The themes sometimes got lost in the variations. During World War II, Esquire concentrated on sports, pinups and adventure fiction; Gingrich, who had left the magazine, had to be invited back to give it intellectual tone again. At this point Hugh Hefner, a circulation promotion writer at Esquire decided to start a magazine of his own, freely borrowing Esquire's formula while gambling that the courts might now be more lenient about nudity. Instead of Esky the bug-eyed lecher as a trademark, Hefner created the Bunny. Facing Playboy's runaway success but unwilling to become a "skin book," Esquire made a wobbly retreat from barbershop sexism. Soon its advertising men protested that Esquire had become too stuffy and intellectual.

But some of Esquire's best years were the 1960s, when its editors' carefree irreverence suited the disillusion and cynicism of the times. The magazine's New Journalism brought the techniques of the novelist to matters of fact-profiles were not concentrates of fact gathering but freewheeling, pinwheeling displays of the author's prejudices.
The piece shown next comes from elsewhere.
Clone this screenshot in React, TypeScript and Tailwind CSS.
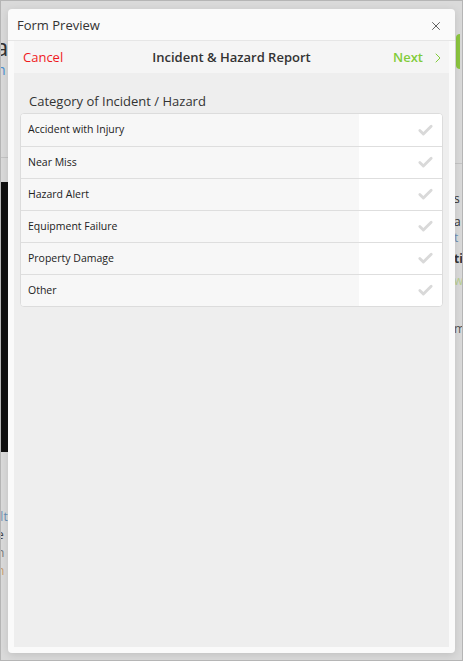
import { X, ChevronRight, Check } from "lucide-react";

const options = [
  "Accident with Injury",
  "Near Miss",
  "Hazard Alert",
  "Equipment Failure",
  "Property Damage",
  "Other",
];

function BackgroundPage() {
  return (
    <div className="flex h-full w-full bg-[#dadada]">
      <div className="flex w-[8px] flex-col overflow-hidden text-[#222]">
        <div className="h-[33px]" />
        <div className="-ml-[6px] text-[24px] leading-[26px] text-[#333]">a</div>
        <div className="h-[2px]" />
        <div className="-ml-[4px] text-[14px] leading-[16px] text-[#4b8fd1]">h</div>
        <div className="h-[80px] border-b border-[#c4c4c4]" />
        <div className="h-[24px]" />
        <div className="h-[270px] bg-[#101010]" />
        <div className="h-[56px]" />
        <div className="-ml-[8px] text-[12px] leading-[18px] text-[#6b8fb5]">ult</div>
        <div className="-ml-[4px] text-[12px] leading-[18px] text-[#444]">e</div>
        <div className="-ml-[4px] text-[12px] leading-[18px] text-[#777]">n</div>
        <div className="-ml-[4px] text-[12px] leading-[18px] text-[#c79a6a]">n</div>
      </div>
      <div className="flex-1" />
      <div className="flex w-[8px] flex-col overflow-hidden">
        <div className="h-[33px]" />
        <div className="ml-[2px] h-[35px] w-[4px] rounded-l bg-[#8cc63f]" />
        <div className="h-[95px] border-b border-[#c4c4c4]" />
        <div className="h-[26px]" />
        <div className="text-[12px] leading-[18px] text-[#333]">s</div>
        <div className="h-[6px]" />
        <div className="text-[12px] leading-[16px] text-[#333]">a</div>
        <div className="text-[12px] leading-[16px] text-[#6b8fb5]">t</div>
        <div className="h-[4px]" />
        <div className="text-[12px] font-bold leading-[18px] text-[#333]">ti</div>
        <div className="h-[4px]" />
        <div className="text-[12px] leading-[18px] text-[#b9cf8f]">w</div>
        <div className="h-[30px]" />
        <div className="text-[12px] leading-[18px] text-[#555]">m</div>
      </div>
    </div>
  );
}

export default function App() {
  return (
    <div
      className="relative h-[661px] w-[463px] overflow-hidden border border-[#b5b5b5]"
      style={{ fontFamily: '"Open Sans", "Noto Sans", sans-serif' }}
    >
      <BackgroundPage />

      <div className="absolute left-[7px] top-[8px] flex h-[644px] w-[447px] flex-col rounded-[4px] bg-[#fafafa] shadow-[0_2px_8px_rgba(0,0,0,0.12)]">
        <div className="flex h-[32px] items-center justify-between border-b border-[#e6e6e6] pl-[9px] pr-[12px] pt-[2px]">
          <span className="text-[13px] text-[#333]">Form Preview</span>
          <X className="h-[14px] w-[14px] text-[#555]" strokeWidth={1.6} />
        </div>

        <div className="mx-[6px] mb-[6px] flex flex-1 flex-col bg-[#eeeeee]">
          <div className="relative flex h-[32px] items-center justify-between bg-[#f5f5f5] pl-[9px] pr-[3px] pt-[1px]">
            <span className="text-[13px] text-[#f0191e]">Cancel</span>
            <span className="pointer-events-none absolute left-0 right-0 text-center text-[13px] font-semibold text-[#333]">
              Incident &amp; Hazard Report
            </span>
            <span className="flex items-center gap-[7px] text-[13px] font-semibold text-[#82cc3a]">
              Next
              <ChevronRight className="h-[16px] w-[16px]" strokeWidth={1.5} />
            </span>
          </div>

          <div className="px-[6px] pt-[18px]">
            <div className="pb-[2px] pl-[9px] text-[13px] font-medium leading-[20px] text-[#333]">
              Category of Incident / Hazard
            </div>
            <div className="overflow-hidden rounded-[4px] border border-[#dcdcdc] bg-white">
              {options.map((label, i) => (
                <div
                  key={label}
                  className={`flex h-[32px] items-stretch ${i > 0 ? "border-t border-[#dedede]" : ""}`}
                >
                  <div className="flex w-[338px] items-center bg-[#f7f7f7] pl-[7px] text-[10.5px] text-[#222]">
                    {label}
                  </div>
                  <div className="flex flex-1 items-center justify-end bg-white pr-[8px]">
                    <Check className="h-[17px] w-[17px] text-[#d9d9d9]" strokeWidth={4} />
                  </div>
                </div>
              ))}
            </div>
          </div>
        </div>
      </div>
    </div>
  );
}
Tom Wolfe and Gay Talese could be wonderfully readable ("I don't deal in direct quotations," explained Talese, "I'm into what people think"). Meanwhile, Esquire's black-humor covers became intentionally outrageous, such as posing a benign Lieut. William Calley with a group of Asian children. The magazine's basic outlook, said Harold Hayes, one of its best editors, was to be "smart-ass."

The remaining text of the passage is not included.